***** SOURCE MATERIAL *****

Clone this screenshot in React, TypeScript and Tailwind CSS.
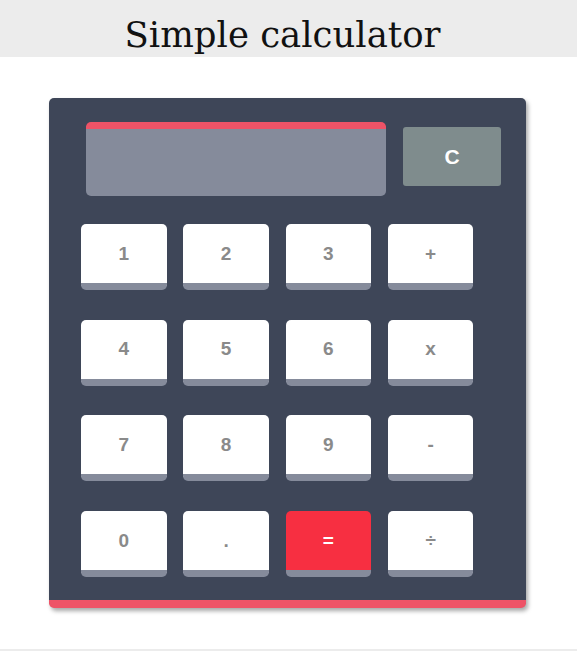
const rows = [
  ["1", "2", "3", "+"],
  ["4", "5", "6", "x"],
  ["7", "8", "9", "-"],
  ["0", ".", "=", "÷"],
];

function Key({ label }: { label: string }) {
  const isEquals = label === "=";
  return (
    <button
      type="button"
      className={`flex h-[66px] items-center justify-center rounded-[5px] border-b-[7px] border-[#858b9b] pt-[1px] font-['Liberation_Sans',Arial,sans-serif] text-[19px] font-bold ${
        isEquals ? "bg-[#f72f41] text-white" : "bg-white text-[#8a8a8a]"
      }`}
    >
      {label}
    </button>
  );
}

export default function App() {
  return (
    <div className="min-h-[651px] bg-white">
      <h1 className="h-[57px] bg-[#ececec] pt-[15px] pr-[12px] text-center font-['DejaVu_Serif',serif] text-[35.5px] leading-[40px] font-normal whitespace-nowrap text-[#111]">
        Simple calculator
      </h1>

      <div className="mt-[41px] ml-[49px] w-[477px] rounded-[5px] border-b-[8px] border-[#ee5367] bg-[#3e4658] pt-[24px] pb-[23px] shadow-[2px_3px_4px_rgba(0,0,0,0.35)]">
        <div className="flex items-start">
          <div className="ml-[37px] h-[74px] w-[300px] rounded-[5px] border-t-[7px] border-[#ee5367] bg-[#858b9b]" />
          <button
            type="button"
            className="mt-[5px] ml-[17px] flex h-[59px] w-[98px] items-center justify-center rounded-[3px] bg-[#7f8c8d] font-['Liberation_Sans',Arial,sans-serif] text-[21px] font-bold text-white"
          >
            C
          </button>
        </div>

        <div className="mt-[28px] ml-[32px] grid grid-cols-[repeat(4,85.6px)] gap-x-[16.7px] gap-y-[29.7px]">
          {rows.flat().map((label) => (
            <Key key={label} label={label} />
          ))}
        </div>
      </div>

      <div className="mt-[41px] h-[4px] bg-[#ececec]" />
    </div>
  );
}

*****

TO DO: All the material shown above is to be copied exactly, with no pictures carried over.

CORRECT ANSWER:
Clone this screenshot in React, TypeScript and Tailwind CSS.
const rows = [
  ["1", "2", "3", "+"],
  ["4", "5", "6", "x"],
  ["7", "8", "9", "-"],
  ["0", ".", "=", "÷"],
];

function Key({ label }: { label: string }) {
  const isEquals = label === "=";
  return (
    <button
      type="button"
      className={`flex h-[66px] items-center justify-center rounded-[5px] border-b-[7px] border-[#858b9b] pt-[1px] font-['Liberation_Sans',Arial,sans-serif] text-[19px] font-bold ${
        isEquals ? "bg-[#f72f41] text-white" : "bg-white text-[#8a8a8a]"
      }`}
    >
      {label}
    </button>
  );
}

export default function App() {
  return (
    <div className="min-h-[651px] bg-white">
      <h1 className="h-[57px] bg-[#ececec] pt-[15px] pr-[12px] text-center font-['DejaVu_Serif',serif] text-[35.5px] leading-[40px] font-normal whitespace-nowrap text-[#111]">
        Simple calculator
      </h1>

      <div className="mt-[41px] ml-[49px] w-[477px] rounded-[5px] border-b-[8px] border-[#ee5367] bg-[#3e4658] pt-[24px] pb-[23px] shadow-[2px_3px_4px_rgba(0,0,0,0.35)]">
        <div className="flex items-start">
          <div className="ml-[37px] h-[74px] w-[300px] rounded-[5px] border-t-[7px] border-[#ee5367] bg-[#858b9b]" />
          <button
            type="button"
            className="mt-[5px] ml-[17px] flex h-[59px] w-[98px] items-center justify-center rounded-[3px] bg-[#7f8c8d] font-['Liberation_Sans',Arial,sans-serif] text-[21px] font-bold text-white"
          >
            C
          </button>
        </div>

        <div className="mt-[28px] ml-[32px] grid grid-cols-[repeat(4,85.6px)] gap-x-[16.7px] gap-y-[29.7px]">
          {rows.flat().map((label) => (
            <Key key={label} label={label} />
          ))}
        </div>
      </div>

      <div className="mt-[41px] h-[4px] bg-[#ececec]" />
    </div>
  );
}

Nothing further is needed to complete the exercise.